Which brings me to the next thing I have to say. Why is this not an international holiday? Like Americans make good chocolate? Following suit with the rest of our bastardized food supply, American chocolate is mostly crap. So get out there and find the best crap you can get your hands on, and enjoy the crap out of it. Enjoy every morsel of partially hydrogenated oils, mono and diglycerides, soy and corn, stabilizers and fillers that will most likely wind up in your chocolate. If I wanted corn or soy in my chocolate I’d eat chocolate covered corn, or chocolate covered soybeans (actually not so bad), thank you very much! You want good chocolate? Check out chocolate that comes from just about every other part of the world OUTSIDE of ours.
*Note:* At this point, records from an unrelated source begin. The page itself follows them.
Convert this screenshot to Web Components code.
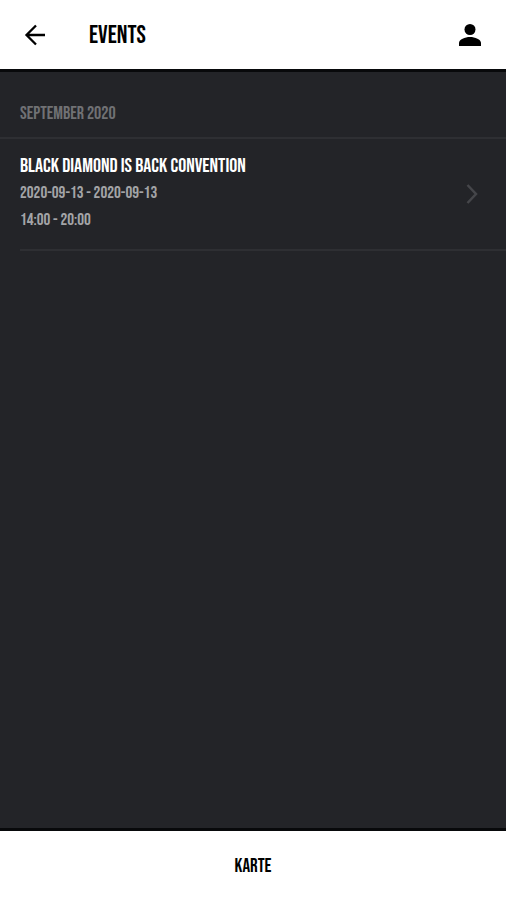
<!DOCTYPE html>
<html lang="de">
<head>
<meta charset="utf-8">
<meta name="viewport" content="width=device-width, initial-scale=1">
<title>Events</title>
<style>
  html, body { height: 100%; margin: 0; }
  body { font-family: "Bebas Neue", "Liberation Sans Narrow", "Liberation Sans", sans-serif; background: #232428; }
</style>
</head>
<body>
<events-screen></events-screen>
<script>
const define = (name, html) => customElements.define(name, class extends HTMLElement {
  constructor() {
    super();
    this.attachShadow({ mode: 'open' }).innerHTML = html;
  }
});

define('app-header', `
  <style>
    :host { display: block; background: #fff; color: #000; border-bottom: 3px solid #08090b; }
    header { display: flex; align-items: center; height: 69px; padding: 0 22px; box-sizing: border-box; }
    button { display: flex; padding: 0; border: 0; background: none; color: inherit; cursor: pointer; }
    h1 { flex: 1; margin: 0 0 0 41px; padding-top: 2px; font-size: 25px; line-height: 24px; font-weight: 400; }
    svg { display: block; fill: currentColor; }
  </style>
  <header>
    <button type="button" aria-label="Zurück">
      <svg width="26" height="30" viewBox="0 0 26 30"><path d="M14 5.500 4.500 15l9.500 9.500M4.500 15H23" fill="none" stroke="currentColor" stroke-width="2.300"/></svg>
    </button>
    <h1><slot></slot></h1>
    <button type="button" aria-label="Profil">
      <svg width="28" height="30" viewBox="0 0 28 30"><circle cx="14" cy="9.500" r="5.500"/><path d="M3 26v-3c0-3.600 6-6 11-6s11 2.400 11 6v3z"/></svg>
    </button>
  </header>`);

define('month-heading', `
  <style>
    :host { display: block; border-bottom: 2px solid #2e2f33; }
    h2 { margin: 0; padding: 30px 20px 11px; font-size: 18px; line-height: 24px; font-weight: 400; color: #707174; }
  </style>
  <h2><slot></slot></h2>`);

define('event-item', `
  <style>
    :host { display: block; padding-left: 20px; }
    a { display: flex; align-items: center; padding: 14px 27px 15px 0; border-bottom: 2px solid #2e2f33; color: #a3a4a7; text-decoration: none; }
    div { flex: 1; font-size: 17px; line-height: 27px; }
    h3 { margin: 0; font-size: 20px; line-height: 27px; font-weight: 400; color: #fff; }
    svg { display: block; }
  </style>
  <a href="#event">
    <div><h3><slot name="title"></slot></h3><slot name="date"></slot><slot name="time"></slot></div>
    <svg width="14" height="22" viewBox="0 0 14 22" fill="none" stroke="#45464a" stroke-width="2.500"><path d="m2.500 2 8.500 9-8.500 9"/></svg>
  </a>`);

define('bottom-bar', `
  <style>
    :host { display: block; border-top: 3px solid #08090b; background: #fff; }
    button { display: block; width: 100%; height: 69px; padding: 2px 0 0; border: 0; background: none; color: #000; font: 400 19px/24px "Bebas Neue", "Liberation Sans Narrow", "Liberation Sans", sans-serif; cursor: pointer; }
  </style>
  <button type="button"><slot></slot></button>`);

define('events-screen', `
  <style>
    :host { display: flex; flex-direction: column; min-height: 100%; background: #232428; }
    main { flex: 1; }
    [slot] { display: block; }
  </style>
  <app-header>EVENTS</app-header>
  <main>
    <month-heading>SEPTEMBER 2020</month-heading>
    <event-item>
      <span slot="title">BLACK DIAMOND IS BACK CONVENTION</span>
      <span slot="date">2020-09-13 - 2020-09-13</span>
      <span slot="time">14:00 - 20:00</span>
    </event-item>
  </main>
  <bottom-bar>KARTE</bottom-bar>`);
</script>
</body>
</html>
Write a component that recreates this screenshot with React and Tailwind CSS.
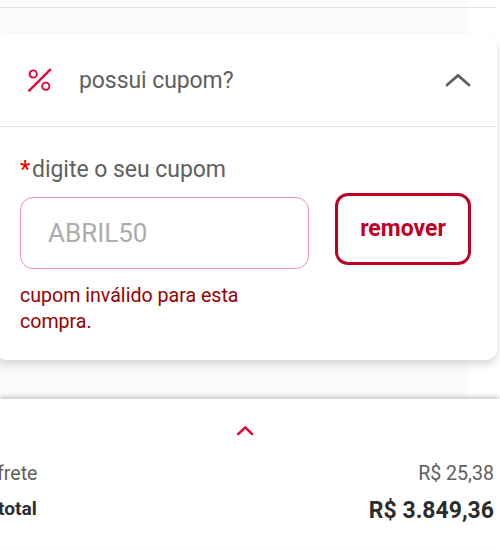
import React, { useState } from "react"

export default function App() {
    const [coupon, setCoupon] = useState("ABRIL50")
    const [open, setOpen] = useState(true)

    return (
        <div className="w-[500px] h-[549px] flex flex-col overflow-hidden bg-white font-['Roboto',sans-serif] text-[#606060]">
            {/* Checkout content */}
            <div className="h-[399px] shrink-0 flex flex-col bg-[linear-gradient(to_right,#fafafa_468px,#ffffff_468px)]">
                <div className="w-[497px] h-[34px] pt-[7px]">
                    <div className="h-px bg-[#e2e2e2]" />
                </div>

                {/* Coupon card */}
                <section className="-ml-[5px] w-[502px] h-[326px] shrink-0 rounded-[12px] bg-white shadow-[0_5px_8px_rgba(0,0,0,0.14)]">
                    <button
                        type="button"
                        onClick={() => setOpen(!open)}
                        className="w-full h-[93px] pl-[33px] pr-[26px] flex items-center border-b border-[#e2e2e2] cursor-pointer"
                    >
                        <svg width="24" height="24" viewBox="0 0 24 24" fill="none" stroke="#ea0031" className="shrink-0">
                            <path d="M1.2 22.6 22.2 1.6" strokeWidth="2.3" strokeLinecap="round" />
                            <circle cx="5.2" cy="6" r="3.6" strokeWidth="1.9" />
                            <circle cx="17.8" cy="18.2" r="3.6" strokeWidth="1.9" />
                        </svg>
                        <span className="ml-[27px] pt-px text-[23px] leading-7 tracking-[-0.08px]">possui cupom?</span>
                        <svg width="26" height="14" viewBox="0 0 26 14" fill="none" stroke="#606060" strokeWidth="2.8" strokeLinecap="round" className="ml-auto">
                            <path d="M2 12 13 2.4 24 12" />
                        </svg>
                    </button>

                    {open && (
                        <div className="pl-[25px] pt-[28px]">
                            <label htmlFor="coupon" className="flex h-[30px] text-[23px] leading-[30px] tracking-[-0.04px]">
                                <span className="w-[12px] font-medium text-[#f00000]">*</span>
                                <span>digite o seu cupom</span>
                            </label>
                            <div className="mt-[8px] flex">
                                <input
                                    id="coupon"
                                    type="text"
                                    value={coupon}
                                    onChange={(e) => setCoupon(e.target.value)}
                                    className="mt-[4px] w-[289px] h-[72px] rounded-[13px] border-[1.5px] border-[#f093a7] px-[27px] text-[26px] text-[#acacac] outline-none"
                                />
                                <button
                                    type="button"
                                    onClick={() => setCoupon("")}
                                    className="ml-[26px] w-[136px] h-[72px] rounded-[13px] border-[3px] border-[#bf0026] text-[23px] font-bold text-[#bf0026] cursor-pointer"
                                >
                                    remover
                                </button>
                            </div>
                            <p className="mt-[14px] w-[240px] text-[19.6px] leading-[26px] text-[#990000]">
                                cupom inválido para esta compra.
                            </p>
                        </div>
                    )}
                </section>
            </div>

            {/* Order totals */}
            <footer className="relative h-[150px] shrink-0 bg-white border-b-2 border-[#fafafa] shadow-[0_-2px_5px_rgba(0,0,0,0.22)]">
                <div className="h-[61px] pt-[26px] pl-[236px]">
                    <svg width="18" height="12" viewBox="0 0 18 12" fill="none" stroke="#ea0031" strokeWidth="2.5" strokeLinecap="round">
                        <path d="M2.2 9.2 9.2 2.4 16.2 9.2" />
                    </svg>
                </div>
                <div className="h-[28px] -ml-[3px] pr-[6px] flex items-center justify-between text-[19.6px]">
                    <span>frete</span>
                    <span>R$ 25,38</span>
                </div>
                <div className="h-[46px] -ml-[2px] pr-[6px] flex items-center justify-between font-bold text-[#2d2d2d]">
                    <span className="pb-[3px] text-[19.2px]">total</span>
                    <span className="text-[23px]">R$ 3.849,36</span>
                </div>
            </footer>
        </div>
    )
}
Indulging in a really good quality chocolate means all you need is a little to satisfy you. And before you start quoting commercials, yes I do understand that Snickers satisfies, especially the King size bar...I will have you know that you can save about 300 calories and your dignity with just a 1.5 ounce square of REALLY good dark chocolate. And call yourself a gourmet. A chocolate snob. A foodie. Call yourself whatever you want, just stop eating crap chocolate.
When you do find that intensely dark, luscious, mouthwatering chocolate that demands your attention and ignites all your senses to force you into an audible “O.M.G.,” well then the next obvious question is – What do I drink with this to enhance and intensify all these flavors? At least that’s my question. Assuming you’ve selected a dark chocolate (preferably 70% or more cacao), go for the sweet to balance out the bitterness from the chocolate – Shiraz, Zin, and if you think you can take the intensely sweet, go straight for the port. If you haven’t selected dark chocolate, I have no words for you. You might as well stop reading my blog. Seriously. Stop reading. We have no use for each other.
Why are you still sitting there? Go! Go pour yourself a glass of red liquid grapes and get out the stepladder to dig out the good chocolate you're hiding from the kids (you know you are). Give National Chocolate Day the acknowledgement it deserves! And you'll need to catch up because I'm already on my second glass.